TBD: Think Before Denying

Newguy and I are inside the home of a delightful lady who was complaining of chest pain, at least according to our dispatchers.

Our intrepid local first responders are huddled around the patient, in a mad dash to save her from the throes of death.

They seem to be succeeding at preventing her imminent demise, and also are sucessful in their attempts to create a large pool of blood all over the patient’s hardwood floors.

It’s a win/win situation so far.

One of the patch-wearing heroes rattles off some vital signs, and they are all better than mine, with the exception of her blood sugar: 331. Alas, she is a diabetic.

I really enjoy when the pieces of the puzzle assemble themselves.

Our infirm female has said several times now that she needs to “tinkle,” and asks if she can go. Newguy wants to get the 12-lead first, so he asks her to wait just a minute or so. It’s normal, by the way.

“Okay then, can I have a glass of water while I wait? I’m really thirsty.”

“Nothing to eat or drink until you see the doctor” the intrepid hero reflexively replies.

Newguy is nonplussed. “Why can’t she have anything to drink?” he asks.

“I don’t know” is his reply. Clearly, he has no idea.

“Were you guys going to put saline in that IV over there?”

“Well, yeah…”


Why don’t we think about these things? Don’t we all recognize what is going on here? This lady is hyperglycemic, and polydipsic and polyuric. Because her blood sugar is ridiculous. Granted, I’ve seen higher, but she’s going to get a large amount of fluids in her IV on the way to the hospital, so is there really any harm in giving her a glass of ice water?


  1. But, but, I saw the nurse do it to a patient the other day. And if they do it, then we HAVE to do it.


  2. Checking formulary…nope, I don’t see tap water. We will need to get authorization from State EMS office to do a pilot study on water administration.

    Also we had a guy that scratched a patient’s eye when assisting patient with a drink from a bendy straw so now we have to fist apply safety glasses to all patients that might be exposed to bendy straws.

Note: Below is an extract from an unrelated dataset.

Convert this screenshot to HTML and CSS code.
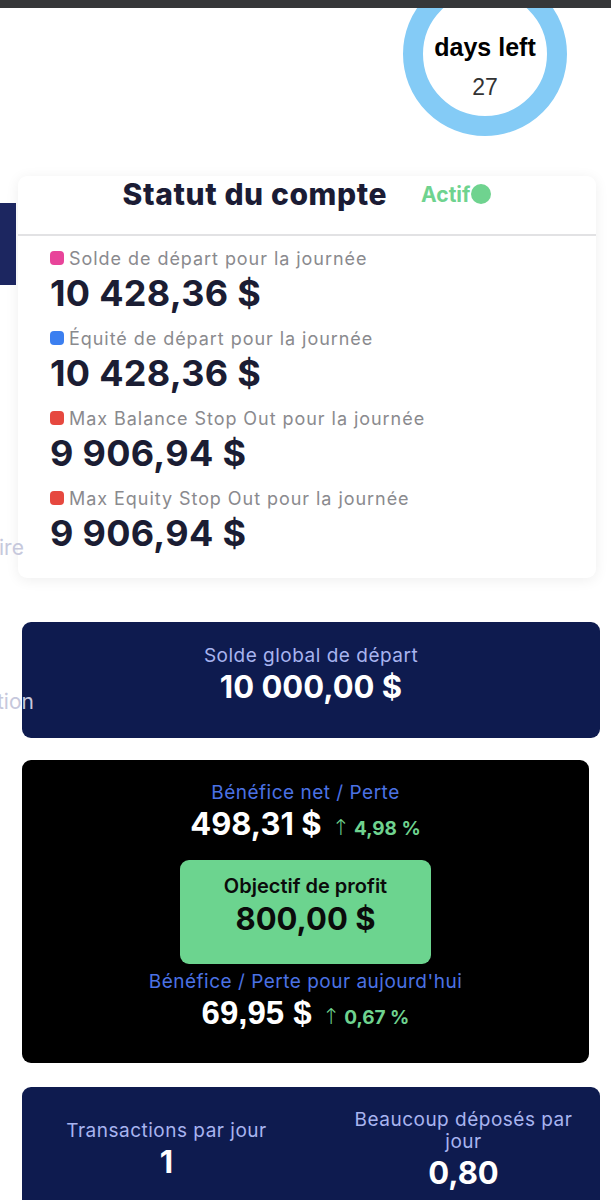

    Good luck with your water administration project. When you have a chance can you provide more information about dose size, administration routes, delivery devices, etc. I will forward to our protocol committee.


    • I forgot to add that patients with known hypersensitivity to water may ask for the “cold water pill” and claim that it goes down easier if they can swallow cold water pill with a large splash of vodka.

  3. I used to complain about the first responders doing nothing more than giving what we called “The Stare of Life”. It turns out that they were probably doing more good for the patients than your heroes.